As I’d hoped, the apple tree came to life this year with hundreds of blooms, and what looks like it will be a great harvest. The raspberries are abundant, and the one raised bed I fertilized is rich with half a dozen herbs, yet more rhubarb, and new gladiola shoots.
I also had an unfortunate raccoon attack on the chicken coop last month that killed several of my chickens and ducks. This has necessitated a temporary cloistering in the small coop for the remaining animals (which is unfair and gross) and an emergency coop remodel. Because I hate keeping the birds trussed up in such a small space, I do allow them out to free range when I know I’ll be home by dark. The result has meant that the slug population in my garden is like, zilch. Which is awesome. Go ducks! More on the coop remodel soon.
The final update for the cottagestead for July is this: I’ve made a controversial decision this year to let my bee colony go partially feral. This is due to the more aggressive nature of this last hive, and partly due to time management issues for getting in and working the bees regularly. The positive effect of letting them go natural for a season is that they are far stronger and more active than any colony I’ve had before. They’re so heavily populated, maybe even crowded---which means, they will either swarm OR they will be able to easily defend themselves from a yellow-jacket invasion like the ones that killed both my hives late last summer (and more than half of the county’s club hives).
Writing and Publishing
I blogged about my decision to look back into traditional publishing earlier this month. I’m also checking into brand management teams and agencies, as well as talent management. In short, it’s time to do something differently, and I’m putting feelers out in lots of directions for data and feedback.

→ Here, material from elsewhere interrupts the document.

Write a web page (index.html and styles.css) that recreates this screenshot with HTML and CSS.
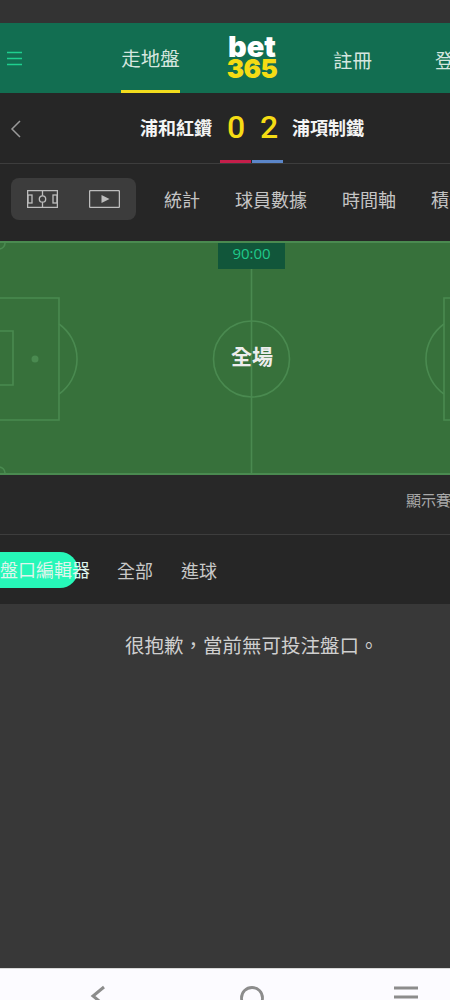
FILE: index.html
```html
<!DOCTYPE html>
<html lang="zh-Hant">

<head>
    <meta charset="UTF-8">
    <meta name="viewport" content="width=device-width, initial-scale=1.0">
    <title>bet365</title>
    <link rel="stylesheet" href="styles.css">
</head>

<body>
    <div class="page">
        <div class="status-bar"></div>

        <header class="site-header">
            <svg class="menu-icon" width="15" height="15" viewBox="0 0 15 15">
                <path d="M0 1.5h15M0 7.5h15M0 13.5h15" stroke="#1fd08f" stroke-width="1.4" fill="none" />
            </svg>
            <a class="header-link active">走地盤</a>
            <div class="logo">
                <span class="logo-top">bet</span>
                <span class="logo-bottom">365</span>
            </div>
            <a class="header-link signup">註冊</a>
            <a class="header-link login">登入</a>
        </header>

        <section class="score-row">
            <svg class="back-icon" width="11" height="18" viewBox="0 0 11 18">
                <path d="M10 1L2 9l8 8" stroke="#9a9a9a" stroke-width="1.5" fill="none" />
            </svg>
            <span class="team home">浦和紅鑽</span>
            <span class="score">0</span>
            <span class="score">2</span>
            <span class="team away">浦項制鐵</span>
            <div class="team-colors">
                <span class="color-home"></span>
                <span class="color-away"></span>
            </div>
        </section>

        <nav class="stat-tabs">
            <div class="view-toggle">
                <svg width="31" height="18" viewBox="0 0 31 18">
                    <g stroke="#bdbdbd" stroke-width="1.3" fill="none">
                        <rect x="0.6" y="0.6" width="29.8" height="16.8" />
                        <path d="M15.5 1v16" />
                        <circle cx="15.5" cy="9" r="3.2" fill="#3c3c3c" />
                        <rect x="1" y="5" width="4" height="8" />
                        <rect x="26" y="5" width="4" height="8" />
                    </g>
                </svg>
                <svg width="31" height="18" viewBox="0 0 31 18">
                    <rect x="0.6" y="0.6" width="29.8" height="16.8" rx="1" stroke="#bdbdbd" stroke-width="1.3" fill="none" />
                    <path d="M12.5 5l8 4-8 4z" fill="#bdbdbd" />
                </svg>
            </div>
            <a class="stat-tab">統計</a>
            <a class="stat-tab">球員數據</a>
            <a class="stat-tab">時間軸</a>
            <a class="stat-tab">積分榜</a>
        </nav>

        <section class="pitch">
            <svg class="pitch-lines" width="450" height="230" viewBox="0 0 450 230">
                <g stroke="#4a8a50" stroke-width="1.6" fill="none">
                    <path d="M251.500 0v230" />
                    <circle cx="251.500" cy="116" r="38" />
                    <path d="M-2 55h61v122h-61" />
                    <path d="M-2 88h15v54h-15" />
                    <path d="M59 81a43 43 0 0 1 0 70" />
                    <path d="M452 55h-8v122h8" />
                    <path d="M444 81a43 43 0 0 0 0 70" />
                    <path d="M5 0a6 6 0 0 1-6 6" />
                    <path d="M-1 224a6 6 0 0 1 6 6" />
                </g>
                <circle cx="35" cy="116" r="3.500" fill="#4a8a50" />
            </svg>
            <div class="clock">90:00</div>
            <div class="period">全場</div>
        </section>

        <section class="info-row">
            <span class="info-text">顯示賽事資訊</span>
        </section>

        <nav class="chips">
            <a class="chip-editor">盤口編輯器</a>
            <a class="chip">全部</a>
            <a class="chip">進球</a>
        </nav>

        <main class="content">
            <p class="empty-msg">很抱歉，當前無可投注盤口。</p>
        </main>

        <footer class="nav-bar">
            <svg width="21" height="32" viewBox="0 0 21 32">
                <path d="M14 18l-11 9 11 9" stroke="#8c8c8c" stroke-width="3" fill="none" />
            </svg>
            <svg width="26" height="32" viewBox="0 0 26 32">
                <circle cx="13" cy="29" r="10.500" stroke="#8c8c8c" stroke-width="2.800" fill="none" />
            </svg>
            <svg width="26" height="32" viewBox="0 0 26 32">
                <path d="M1 19h24M1 28h24" stroke="#8c8c8c" stroke-width="3" fill="none" />
            </svg>
        </footer>
    </div>
</body>

</html>
```

FILE: styles.css
```css
* {
    box-sizing: border-box;
}

body {
    margin: 0;
    background-color: #383838;
    font-family: 'Noto Sans CJK TC', 'Noto Sans', sans-serif;
    overflow: hidden;
}

.page {
    display: flex;
    flex-direction: column;
    width: 450px;
    height: 1000px;
    overflow: hidden;
}

.status-bar {
    height: 23px;
    flex: none;
    background-color: #333333;
}

/* header */
.site-header {
    display: flex;
    align-items: center;
    height: 70px;
    flex: none;
    padding-left: 7px;
    background-color: #126e51;
    white-space: nowrap;
}

.menu-icon {
    flex: none;
}

.header-link {
    display: flex;
    align-items: center;
    height: 70px;
    flex: none;
    padding-top: 2px;
    font-size: 19.500px;
    color: #d5e6df;
}

.header-link.active {
    width: 59px;
    margin-left: 99px;
    justify-content: center;
    border-bottom: 3px solid #f2dc1d;
}

.logo {
    display: flex;
    flex-direction: column;
    align-items: center;
    flex: none;
    width: 50px;
    margin-left: 47px;
    font-family: 'Inter', 'Liberation Sans', sans-serif;
    font-weight: 900;
    font-size: 26px;
    line-height: 22px;
}

.logo-top {
    color: #ffffff;
    font-size: 29px;
}

.logo-bottom {
    color: #f5dc14;
    letter-spacing: -0.5px;
}

.header-link.signup {
    margin-left: 56px;
}

.header-link.login {
    margin-left: 63px;
}

/* score */
.score-row {
    position: relative;
    display: flex;
    align-items: center;
    height: 71px;
    flex: none;
    padding-bottom: 3px;
    background-color: #262626;
    border-bottom: 1px solid #3d3d3d;
}

.back-icon {
    flex: none;
    margin-left: 10px;
    margin-top: 4px;
}

.team {
    flex: none;
    font-size: 18px;
    font-weight: 700;
    color: #f4f4f4;
}

.team.home {
    margin-left: 119px;
    margin-right: 15px;
}

.team.away {
    margin-left: 15px;
}

.score {
    width: 17px;
    margin-right: 16px;
    flex: none;
    font-family: 'Roboto', 'Liberation Sans', sans-serif;
    font-size: 32px;
    font-weight: 500;
    text-align: center;
    color: #f5dc14;
}

.score:nth-of-type(3) {
    margin-right: 0;
}

.team-colors {
    position: absolute;
    left: 220px;
    bottom: 0;
    display: flex;
    gap: 1px;
}

.team-colors span {
    width: 31px;
    height: 3px;
}

.color-home {
    background-color: #c41e4a;
}

.color-away {
    background-color: #5b86c9;
}

/* stats tabs */
.stat-tabs {
    display: flex;
    align-items: center;
    height: 77px;
    flex: none;
    padding-left: 11px;
    padding-bottom: 7px;
    background-color: #262626;
    white-space: nowrap;
}

.view-toggle {
    display: flex;
    align-items: center;
    justify-content: space-between;
    width: 125px;
    height: 42px;
    flex: none;
    margin-right: 28px;
    padding: 0 16px;
    background-color: #3c3c3c;
    border-radius: 8px;
}

.stat-tab {
    flex: none;
    margin-right: 35px;
    font-size: 18px;
    color: #c4c4c4;
}

/* pitch */
.pitch {
    position: relative;
    height: 234px;
    flex: none;
    background-color: #37713b;
    border-top: 2px solid #4a8a50;
    border-bottom: 2px solid #4a8a50;
}

.pitch-lines {
    display: block;
}

.clock {
    position: absolute;
    top: 0;
    left: 218px;
    width: 67px;
    height: 26px;
    background-color: #11563a;
    color: #1fc98a;
    font-family: 'Open Sans', 'Noto Sans', sans-serif;
    font-size: 15px;
    line-height: 21px;
    text-align: center;
}

.period {
    position: absolute;
    top: 97px;
    left: 231px;
    font-size: 21px;
    line-height: 30px;
    font-weight: 700;
    color: #ededed;
}

.info-row {
    display: flex;
    align-items: center;
    height: 60px;
    flex: none;
    padding-left: 406px;
    padding-bottom: 11px;
    background-color: #282828;
    border-bottom: 1px solid #3d3d3d;
    white-space: nowrap;
}

.info-text {
    font-size: 15px;
    color: #a8a8a8;
}

/* chips */
.chips {
    display: flex;
    align-items: center;
    height: 69px;
    flex: none;
    background-color: #262626;
    white-space: nowrap;
}

.chip-editor {
    display: block;
    width: 96px;
    height: 36px;
    flex: none;
    margin-left: -18px;
    margin-right: 39px;
    padding-left: 18px;
    background-color: #26f7b8;
    border-radius: 18px;
    font-size: 18px;
    line-height: 34px;
    color: #dff5ec;
}

.chip {
    flex: none;
    margin-right: 28px;
    font-size: 18px;
    color: #c8c8c8;
}

/* content */
.content {
    flex: 1;
    background-color: #383838;
}

.empty-msg {
    margin: 27px 0 0 125px;
    font-size: 19.500px;
    line-height: 28px;
    color: #cfcfcf;
}

/* android nav */
.nav-bar {
    display: flex;
    align-items: flex-start;
    height: 32px;
    flex: none;
    padding-left: 90px;
    gap: 128px;
    background-color: #fcfbff;
    border-top: 1px solid #d8d8d8;
}
```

To be honest, I don’t know what I need for sure. I could easily employ an assistant with the volume of projects queued up for publishing and business management, and if I could use a full time assistant---it’s to the point I need to look into what a team might cost and what benefits that would provide. Is it worth it? I don’t know, but I’m looking at a bunch of ideas and angles I’ve never considered before. Especially now that the cannabis farming and grow model are beginning to merge and overlap with my publishing works…

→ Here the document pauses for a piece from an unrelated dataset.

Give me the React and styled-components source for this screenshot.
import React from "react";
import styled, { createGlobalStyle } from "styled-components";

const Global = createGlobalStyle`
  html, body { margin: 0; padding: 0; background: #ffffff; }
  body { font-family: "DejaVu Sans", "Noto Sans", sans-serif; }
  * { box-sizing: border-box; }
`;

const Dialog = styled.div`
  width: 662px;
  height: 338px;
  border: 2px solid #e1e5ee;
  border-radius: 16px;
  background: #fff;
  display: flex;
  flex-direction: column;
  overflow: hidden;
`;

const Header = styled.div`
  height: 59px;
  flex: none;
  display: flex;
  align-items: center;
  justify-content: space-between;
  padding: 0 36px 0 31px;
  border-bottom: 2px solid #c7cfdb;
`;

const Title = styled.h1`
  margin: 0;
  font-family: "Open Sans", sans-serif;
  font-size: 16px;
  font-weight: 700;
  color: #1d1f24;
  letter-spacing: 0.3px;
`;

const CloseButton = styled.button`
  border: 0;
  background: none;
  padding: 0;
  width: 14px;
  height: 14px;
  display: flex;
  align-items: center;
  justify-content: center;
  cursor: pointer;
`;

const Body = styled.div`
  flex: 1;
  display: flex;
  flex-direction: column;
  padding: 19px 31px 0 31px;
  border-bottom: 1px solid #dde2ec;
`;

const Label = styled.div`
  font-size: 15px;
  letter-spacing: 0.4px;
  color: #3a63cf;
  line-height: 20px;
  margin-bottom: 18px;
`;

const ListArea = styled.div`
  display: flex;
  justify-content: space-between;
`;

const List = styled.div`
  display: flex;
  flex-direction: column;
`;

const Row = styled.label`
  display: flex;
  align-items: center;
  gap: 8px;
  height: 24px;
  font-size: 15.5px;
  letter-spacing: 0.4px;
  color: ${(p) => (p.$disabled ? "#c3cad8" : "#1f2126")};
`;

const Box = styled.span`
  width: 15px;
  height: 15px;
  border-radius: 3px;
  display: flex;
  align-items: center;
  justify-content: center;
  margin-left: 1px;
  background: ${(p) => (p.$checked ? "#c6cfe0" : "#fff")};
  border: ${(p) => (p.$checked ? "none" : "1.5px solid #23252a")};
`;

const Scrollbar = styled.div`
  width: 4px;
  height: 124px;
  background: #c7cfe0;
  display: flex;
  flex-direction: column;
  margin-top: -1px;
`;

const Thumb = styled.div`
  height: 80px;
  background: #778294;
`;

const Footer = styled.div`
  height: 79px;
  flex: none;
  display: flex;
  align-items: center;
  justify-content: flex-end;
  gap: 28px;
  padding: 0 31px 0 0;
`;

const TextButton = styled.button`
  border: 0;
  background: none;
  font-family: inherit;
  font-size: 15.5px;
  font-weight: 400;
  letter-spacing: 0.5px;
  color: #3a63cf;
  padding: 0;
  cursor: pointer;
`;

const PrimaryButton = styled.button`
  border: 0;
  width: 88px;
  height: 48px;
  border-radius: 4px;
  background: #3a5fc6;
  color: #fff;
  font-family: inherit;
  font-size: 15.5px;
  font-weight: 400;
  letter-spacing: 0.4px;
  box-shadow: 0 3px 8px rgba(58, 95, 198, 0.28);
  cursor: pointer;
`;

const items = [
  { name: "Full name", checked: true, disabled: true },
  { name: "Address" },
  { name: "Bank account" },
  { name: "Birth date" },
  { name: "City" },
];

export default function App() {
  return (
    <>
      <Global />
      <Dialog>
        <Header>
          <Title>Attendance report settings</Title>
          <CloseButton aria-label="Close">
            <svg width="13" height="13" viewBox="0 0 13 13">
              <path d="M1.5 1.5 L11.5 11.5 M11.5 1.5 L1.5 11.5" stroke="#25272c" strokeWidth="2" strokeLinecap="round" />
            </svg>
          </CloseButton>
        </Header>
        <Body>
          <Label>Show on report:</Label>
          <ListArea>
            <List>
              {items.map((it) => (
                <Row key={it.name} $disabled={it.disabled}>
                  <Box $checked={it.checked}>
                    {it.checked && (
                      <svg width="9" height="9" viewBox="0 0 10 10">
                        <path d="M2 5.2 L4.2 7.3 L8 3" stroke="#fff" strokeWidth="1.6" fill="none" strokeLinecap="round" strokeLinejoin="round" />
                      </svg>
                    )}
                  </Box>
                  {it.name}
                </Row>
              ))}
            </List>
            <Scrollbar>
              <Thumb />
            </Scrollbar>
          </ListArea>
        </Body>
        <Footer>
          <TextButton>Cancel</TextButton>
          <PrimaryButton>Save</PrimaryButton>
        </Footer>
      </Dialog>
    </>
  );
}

We are no longer the smallest licensed grow in the state of Oregon! YAY! That being said, we still have lots of work to do. This week we got our scales certified, which was a big step. It was so nice to have an official visitor signed into the log. I’m sure he thought I was being ridiculous…but I was just so excited to have an official sign-in. It’s the little stuff, you know?
We’ll have our logo soon, which will help us feel a bit more legit when talking to folks, especially as we near the first round of product going into flower for harvest. In just a few short months I hope to be announcing our new line of designer boutique recreational cannabis offerings by their unique names and descriptors.
These designer strains will be built into our marketing and branding campaign over three business platforms, including my writing and fantasy worlds. More on that to come. The unlimited potential for introducing cannabis as an entertainment enhancer in the literary world is, well, mind-blowing and exhilarating. I owe much of this enthusiasm and encouragement to my business partners who suggested the crossover potential long before I could see it myself. Now that my creativity is latching onto the concepts and drawing them into my fantasy worlds—there will be smokable adventures on the very near horizon.